* _INFORMATION SHOWN_

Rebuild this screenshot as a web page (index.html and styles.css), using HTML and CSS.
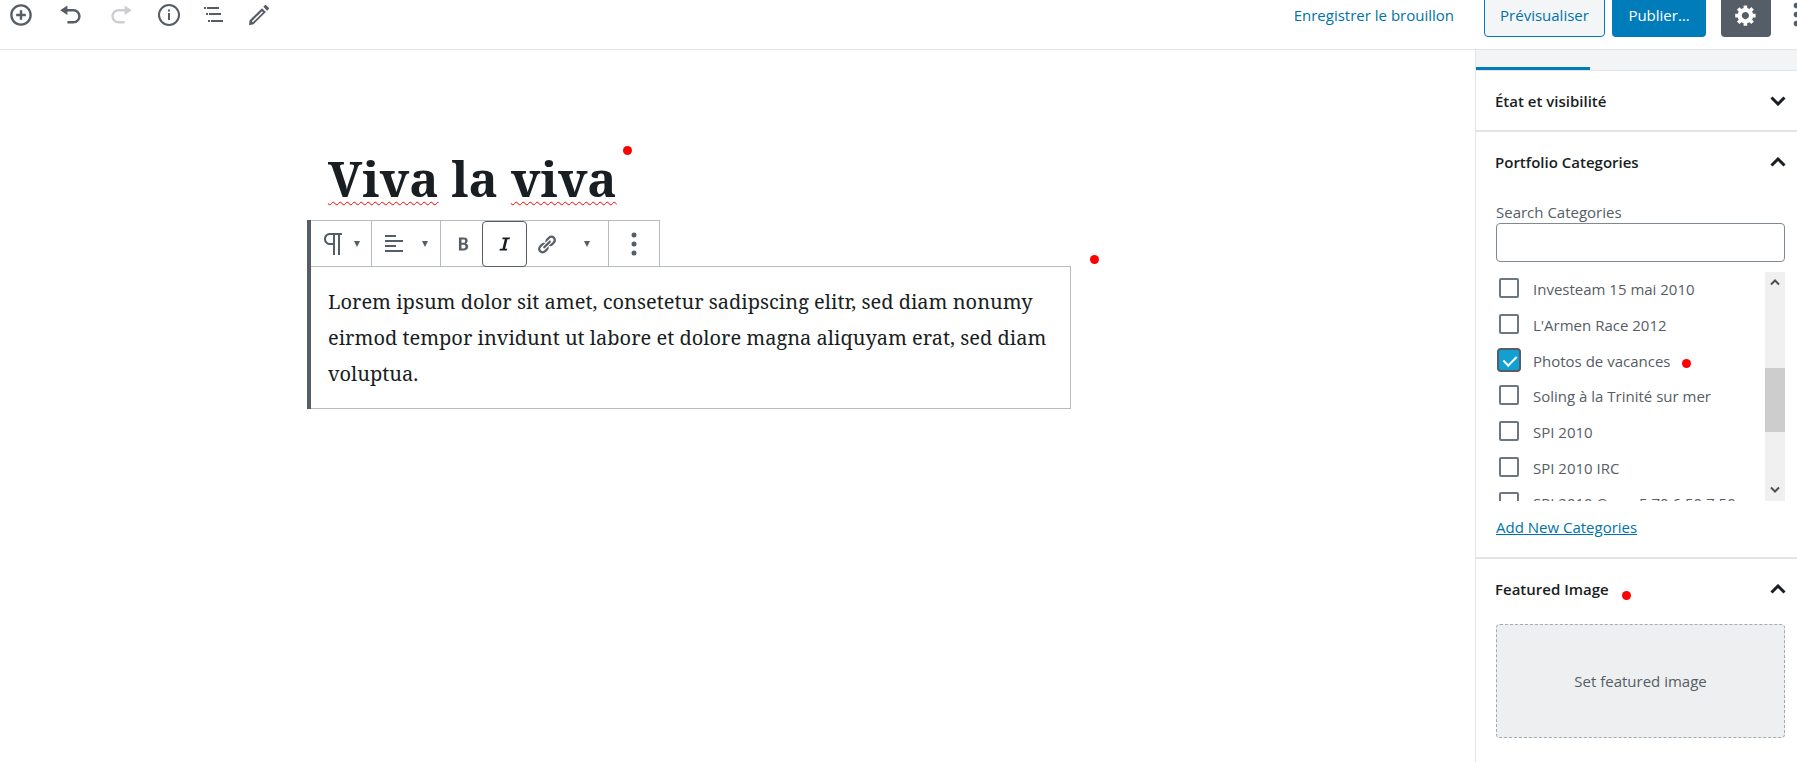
FILE: index.html
```html
<!DOCTYPE html>
<html lang="fr">
<head>
<meta charset="utf-8">
<title>Viva la viva</title>
<link rel="stylesheet" href="styles.css">
</head>
<body>
<header class="topbar">
  <div class="tools">
    <button class="tool tool-wide" aria-label="Ajouter un bloc"><svg viewBox="0 0 20 20"><path d="M10 1c-5 0-9 4-9 9s4 9 9 9 9-4 9-9-4-9-9-9zm0 16c-3.900 0-7-3.100-7-7s3.100-7 7-7 7 3.100 7 7-3.100 7-7 7zm1-11H9v3H6v2h3v3h2v-3h3V9h-3V6z"/></svg></button>
    <button class="tool tool-wide" aria-label="Annuler"><svg viewBox="0 0 20 20"><path d="M12 5H7V2L1 6l6 4V7h5c2.200 0 4 1.800 4 4s-1.800 4-4 4H7v2h5c3.300 0 6-2.700 6-6s-2.700-6-6-6z"/></svg></button>
    <button class="tool tool-wide" aria-label="Rétablir" disabled><svg viewBox="0 0 20 20"><path d="M8 5h5V2l6 4-6 4V7H8c-2.200 0-4 1.800-4 4s1.800 4 4 4h5v2H8c-3.300 0-6-2.700-6-6s2.700-6 6-6z"/></svg></button>
    <button class="tool" aria-label="Structure du contenu"><svg viewBox="0 0 24 24"><path d="M11 10h2v7h-2zM11 6.500h2v2h-2z"/><circle cx="12" cy="12" r="10" fill="none" stroke="currentColor" stroke-width="2"/></svg></button>
    <button class="tool" aria-label="Navigation des blocs"><svg viewBox="0 0 24 24"><path d="M2 4h2v2H2zM5 4h12v2H5zM4 10h2v2H4zM7 10h12v2H7zM6 17h2v2H6zM9 17h12v2H9z"/></svg></button>
    <button class="tool" aria-label="Modifier"><svg viewBox="0 0 20 20"><path d="M13.600 3.200l1.300-1.300c.3-.3.800-.3 1.100 0l2.100 2.100c.3.3.3.800 0 1.100l-1.300 1.300zM12.500 4.300l3.200 3.200L5.500 17.700l-3.800.8.400-4zm0 2.500L4 15.200l.9.900 8.500-8.400z" fill-rule="evenodd"/></svg></button>
  </div>
  <div class="actions">
    <button class="draft">Enregistrer le brouillon</button>
    <button class="btn preview">Prévisualiser</button>
    <button class="btn publish">Publier…</button>
    <button class="btn gear" aria-label="Réglages"><svg viewBox="0 0 20 20"><path fill-rule="evenodd" d="M18 12h-2.180c-.17.700-.44 1.350-.81 1.930l1.540 1.540-2.100 2.100-1.540-1.540c-.58.360-1.230.630-1.910.790V19H8v-2.180c-.68-.16-1.330-.43-1.910-.79l-1.540 1.540-2.120-2.120 1.540-1.540c-.36-.58-.63-1.230-.79-1.910H1V9.030h2.170c.16-.7.440-1.350.8-1.940L2.430 5.550l2.100-2.100 1.540 1.540c.58-.37 1.240-.64 1.930-.81V2h3v2.180c.68.160 1.330.430 1.910.790l1.540-1.540 2.120 2.120-1.540 1.540c.36.590.64 1.240.8 1.940H18V12zm-8.500 1.500c1.660 0 3-1.340 3-3s-1.340-3-3-3-3 1.340-3 3 1.340 3 3 3z"/></svg></button>
    <button class="more" aria-label="Plus d’outils"><svg viewBox="0 0 8 24"><circle cx="4" cy="4" r="2.500"/><circle cx="4" cy="12" r="2.500"/><circle cx="4" cy="20" r="2.500"/></svg></button>
  </div>
</header>
<div class="layout">
  <main class="editor">
    <div class="column">
      <h1 class="title"><span class="typo">Viva</span> la <span class="typo">viva</span><i class="dot dot-title"></i></h1>
      <section class="block">
        <div class="toolbar">
          <div class="group">
            <button class="tb tb-type" aria-label="Paragraphe"><svg class="ico-para" viewBox="0 0 20 24"><path d="M7 1h12v2h-2v20h-2V3h-3v20h-2V13H7C3.500 13 1 10.500 1 7s2.500-6 6-6zm3 2H7C4.500 3 3 4.800 3 7s1.500 4 4 4h3z" fill-rule="evenodd"/></svg><span class="arrow"></span></button>
          </div>
          <div class="group">
            <button class="tb tb-align" aria-label="Alignement"><svg class="ico-align" viewBox="0 0 18 18"><path d="M0 0h11v2H0zM0 5h18v2H0zM0 10h11v2H0zM0 15h18v2H0z"/></svg><span class="arrow"></span></button>
          </div>
          <div class="group">
            <button class="tb tb-bold" aria-label="Gras"><svg class="ico-text" viewBox="0 0 12 14"><path fill-rule="evenodd" d="M1 0h5.500C9.300 0 10.500 1.300 10.500 3.500c0 1.500-.7 2.500-1.800 3 1.500.4 2.300 1.500 2.300 3.300C11 12.500 9.500 14 6.500 14H1zm2.800 2.200v3.500h2.300c1.200 0 1.700-.6 1.700-1.800s-.5-1.700-1.800-1.700zm0 5.600v4h2.500c1.300 0 1.900-.7 1.900-2s-.6-2-1.900-2z"/></svg></button>
            <button class="tb tb-on" aria-label="Italique" aria-pressed="true"><svg class="ico-text" viewBox="0 0 12 14"><path d="M4 0h8l-.4 1.800H9.200L6.700 12.200H9L8.600 14H.5l.4-1.800h2.900L6.300 1.800H3.600z"/></svg></button>
            <button class="tb tb-link" aria-label="Lien"><svg class="ico-link" viewBox="0 0 20 20"><path d="M17.740 2.760c1.680 1.690 1.680 4.410 0 6.100l-1.530 1.520c-1.120 1.120-2.700 1.470-4.140 1.090l2.620-2.610.76-.77.76-.76c.84-.84.84-2.200 0-3.040-.84-.85-2.200-.85-3.040 0l-.77.76-3.380 3.380c-.37-1.440-.02-3.020 1.100-4.140l1.520-1.530c1.690-1.680 4.420-1.680 6.100 0zM8.590 13.430l5.340-5.340c.42-.42.42-1.100 0-1.520-.44-.43-1.130-.39-1.530 0l-5.330 5.340c-.42.42-.42 1.100 0 1.520.44.430 1.130.390 1.520 0zm-.76 2.290l4.140-4.150c.38 1.440.03 3.020-1.090 4.140l-1.520 1.530c-1.690 1.680-4.410 1.680-6.100 0-1.680-1.680-1.680-4.420 0-6.100l1.530-1.520c1.120-1.120 2.700-1.470 4.140-1.100l-4.140 4.150c-.85.840-.85 2.200 0 3.050.840.840 2.200.840 3.040 0z"/></svg></button>
            <button class="tb tb-drop" aria-label="Plus de mises en forme"><span class="arrow"></span></button>
          </div>
          <div class="group">
            <button class="tb tb-menu" aria-label="Plus d’options"><svg class="ico-dots" viewBox="0 0 6 24"><circle cx="3" cy="3" r="2.500"/><circle cx="3" cy="12" r="2.500"/><circle cx="3" cy="21" r="2.500"/></svg></button>
          </div>
        </div>
        <p class="para">Lorem ipsum dolor sit amet, consetetur sadipscing elitr, sed diam nonumy eirmod tempor invidunt ut labore et dolore magna aliquyam erat, sed diam voluptua.<i class="dot dot-block"></i></p>
      </section>
    </div>
  </main>
  <aside class="sidebar">
    <div class="tabs"><div class="tab-active"></div></div>
    <section class="panel">
      <h2><button class="panel-head">État et visibilité<svg viewBox="0 0 16 10"><path d="M1.500 1.500L8 8l6.500-6.500"/></svg></button></h2>
    </section>
    <section class="panel">
      <h2><button class="panel-head">Portfolio Categories<svg viewBox="0 0 16 10"><path d="M1.500 8.500L8 2l6.500 6.500"/></svg></button></h2>
      <div class="panel-body">
        <label class="search-label" for="search">Search Categories</label>
        <input class="search" id="search" type="text">
        <div class="list-wrap">
          <div class="list">
            <label class="row"><input type="checkbox">Investeam 15 mai 2010</label>
            <label class="row"><input type="checkbox">L'Armen Race 2012</label>
            <label class="row"><input type="checkbox" checked><span class="anchor">Photos de vacances<i class="dot dot-row"></i></span></label>
            <label class="row"><input type="checkbox">Soling à la Trinité sur mer</label>
            <label class="row"><input type="checkbox">SPI 2010</label>
            <label class="row"><input type="checkbox">SPI 2010 IRC</label>
            <label class="row"><input type="checkbox">SPI 2010 Open 5.70 6.50 7.50</label>
          </div>
          <div class="scroll"><svg viewBox="0 0 10 6"><path d="M1 5l4-4 4 4"/></svg><div class="thumb"></div><svg viewBox="0 0 10 6"><path d="M1 1l4 4 4-4"/></svg></div>
        </div>
        <a class="add" href="#">Add New Categories</a>
      </div>
    </section>
    <section class="panel">
      <h2><button class="panel-head"><span class="anchor">Featured Image<i class="dot dot-featured"></i></span><svg viewBox="0 0 16 10"><path d="M1.500 8.500L8 2l6.500 6.500"/></svg></button></h2>
      <div class="panel-body"><button class="featured">Set featured image</button></div>
    </section>
  </aside>
</div>
</body>
</html>
```
FILE: styles.css
```css
* { box-sizing: border-box; }
html, body { height: 100%; }
body {
  margin: 0;
  display: flex;
  flex-direction: column;
  overflow: hidden;
  background: #fff;
  color: #555d66;
  font: 15px/20px "Segoe UI", "Open Sans", "Noto Sans", sans-serif;
}
button { font: inherit; color: inherit; background: none; border: 0; padding: 0; margin: 0; }
svg { display: block; fill: currentColor; }
h1, h2, p { margin: 0; }

.topbar {
  flex: none;
  display: flex;
  justify-content: space-between;
  align-items: center;
  height: 68px;
  margin-top: -18px;
  padding-bottom: 2px;
  border-bottom: 1px solid #e2e4e7;
}
.tools { display: flex; margin-left: -4px; }
.tool { width: 45px; display: flex; justify-content: center; }
.tool-wide { width: 50px; }
.tool svg { width: 24px; height: 24px; }
.tool:disabled { color: #ccced1; }
.actions { display: flex; align-items: center; margin-right: -4px; }
.draft { color: #0073aa; margin-right: 30px; }
.btn { height: 45px; border-radius: 4px; display: flex; align-items: center; justify-content: center; }
.preview { width: 121px; border: 1px solid #007cba; background: #f3f5f6; color: #0073aa; margin-right: 7px; }
.publish { width: 94px; background: #007cba; color: #fff; margin-right: 15px; }
.gear { width: 50px; background: #555d66; color: #fff; margin-right: 21px; }
.gear svg { width: 24px; height: 24px; }
.more svg { width: 9px; height: 27px; }

.layout { flex: 1; display: flex; min-height: 0; }
.editor { flex: 1; padding: 0 97px 0 0; }
.column { width: 764px; max-width: 100%; margin: 0 auto; padding-top: 93px; }
.title {
  position: relative;
  width: max-content;
  margin: 0 0 7px 21px;
  color: #191e23;
  font: 700 49px/70px "Noto Serif", "DejaVu Serif Condensed", serif;
}
.typo { text-decoration: underline wavy #f00 1px; text-underline-offset: 4px; text-decoration-skip-ink: none; }
.block { border-left: 4px solid #555d66; }
.toolbar { display: flex; width: max-content; height: 46px; border: 1px solid #b5bcc2; border-width: 1px 1px 0 0; }
.group { display: flex; border-left: 1px solid #b5bcc2; }
.group:first-child { border-left: 0; }
.tb { display: flex; align-items: center; justify-content: center; height: 46px; }
.tb-type { width: 60px; gap: 11px; }
.tb-align { width: 68px; gap: 19px; }
.tb-bold { width: 41px; padding-left: 4px; }
.tb-on { position: relative; width: 45px; border: 1px solid #555d66; border-radius: 4px; color: #191e23; z-index: 1; }
.tb-link { width: 39px; }
.tb-drop { width: 42px; }
.tb-menu { width: 50px; }
.arrow { border: 3px solid transparent; border-top: 6px solid currentColor; border-bottom: 0; }
.ico-para { width: 20px; height: 24px; }
.ico-align { width: 18px; height: 18px; }
.ico-text { width: 11px; height: 14px; }
.ico-link { width: 21px; height: 21px; }
.ico-dots { width: 6px; height: 24px; }
.para {
  position: relative;
  border: 1px solid #b5bcc2;
  border-left: 0;
  padding: 17px 20px 16px 17px;
  color: #191e23;
  font: 20px/36px "Noto Serif", "DejaVu Serif Condensed", serif;
}
.dot { position: absolute; width: 9px; height: 9px; border-radius: 50%; background: #f00; }
.dot-title { left: 295px; top: 3px; }
.dot-block { right: -29px; top: -12px; }
.dot-row { left: 100%; margin-left: 12px; top: 8px; }
.dot-featured { left: 100%; margin-left: 13px; top: 12px; }
.anchor { position: relative; }

.sidebar { width: 322px; border-left: 1px solid #e2e4e7; }
.tabs { height: 21px; background: #f3f4f5; border-bottom: 1px solid #e2e4e7; display: flex; align-items: flex-end; }
.tab-active { width: 114px; height: 3px; background: #007cba; }
.panel { border-bottom: 2px solid #e2e4e7; }
.panel:last-child { border-bottom: 0; }
.panel h2 { font-size: 15px; }
.panel-head {
  width: 100%;
  height: 59px;
  padding: 1px 11px 0 19px;
  display: flex;
  align-items: center;
  justify-content: space-between;
  color: #191e23;
  font-weight: 600;
}
.panel-head svg { width: 16px; height: 10px; fill: none; stroke: currentColor; stroke-width: 3; }
.panel-body { padding: 0 12px 20px 20px; }
.search-label { display: block; padding: 11px 0 1px; line-height: 20px; }
.search { display: block; width: 100%; height: 39px; border: 1px solid #7e8993; border-radius: 4px; }
.list-wrap { display: flex; height: 229px; margin-top: 10px; }
.list { flex: 1; overflow: hidden; padding-top: 1px; }
.row { display: flex; align-items: center; gap: 14px; height: 36px; padding: 0 0 4px 3px; white-space: nowrap; }
.row:nth-child(3n) { height: 35px; padding-bottom: 3px; }
.row input {
  appearance: none;
  flex: none;
  width: 20px;
  height: 20px;
  margin: 0 0 2px;
  border: 2px solid #6c7781;
  border-radius: 2px;
}
.row input:checked {
  border: 0;
  background: #11a0d2;
  box-shadow: 0 0 0 2px #555d66;
}
.row input:checked::before {
  content: "";
  display: block;
  width: 6px;
  height: 11px;
  margin: 3px 7px;
  border: solid #fff;
  border-width: 0 2px 2px 0;
  transform: rotate(45deg);
}
.scroll { width: 20px; background: #f0f0f0; display: grid; grid-template-rows: 96px 64px 1fr; justify-items: center; padding-bottom: 8px; }
.scroll svg { width: 10px; height: 7px; margin-top: 7px; fill: none; stroke: #505050; stroke-width: 2; }
.scroll svg:last-child { align-self: end; }
.thumb { width: 20px; background: #cdcdcd; }
.add { display: inline-block; margin-top: 16px; color: #0073aa; }
.featured { width: 100%; height: 114px; border: 1px dashed #a2aab2; border-radius: 4px; background: #edeff0; margin-top: 6px; }
```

* _STATED PROBLEM_
Scan the listing above and copy all lines containing the word "styles".

* _TASK SOLUTION_
Rebuild this screenshot as a web page (index.html and styles.css), using HTML and CSS.
<link rel="stylesheet" href="styles.css">
FILE: styles.css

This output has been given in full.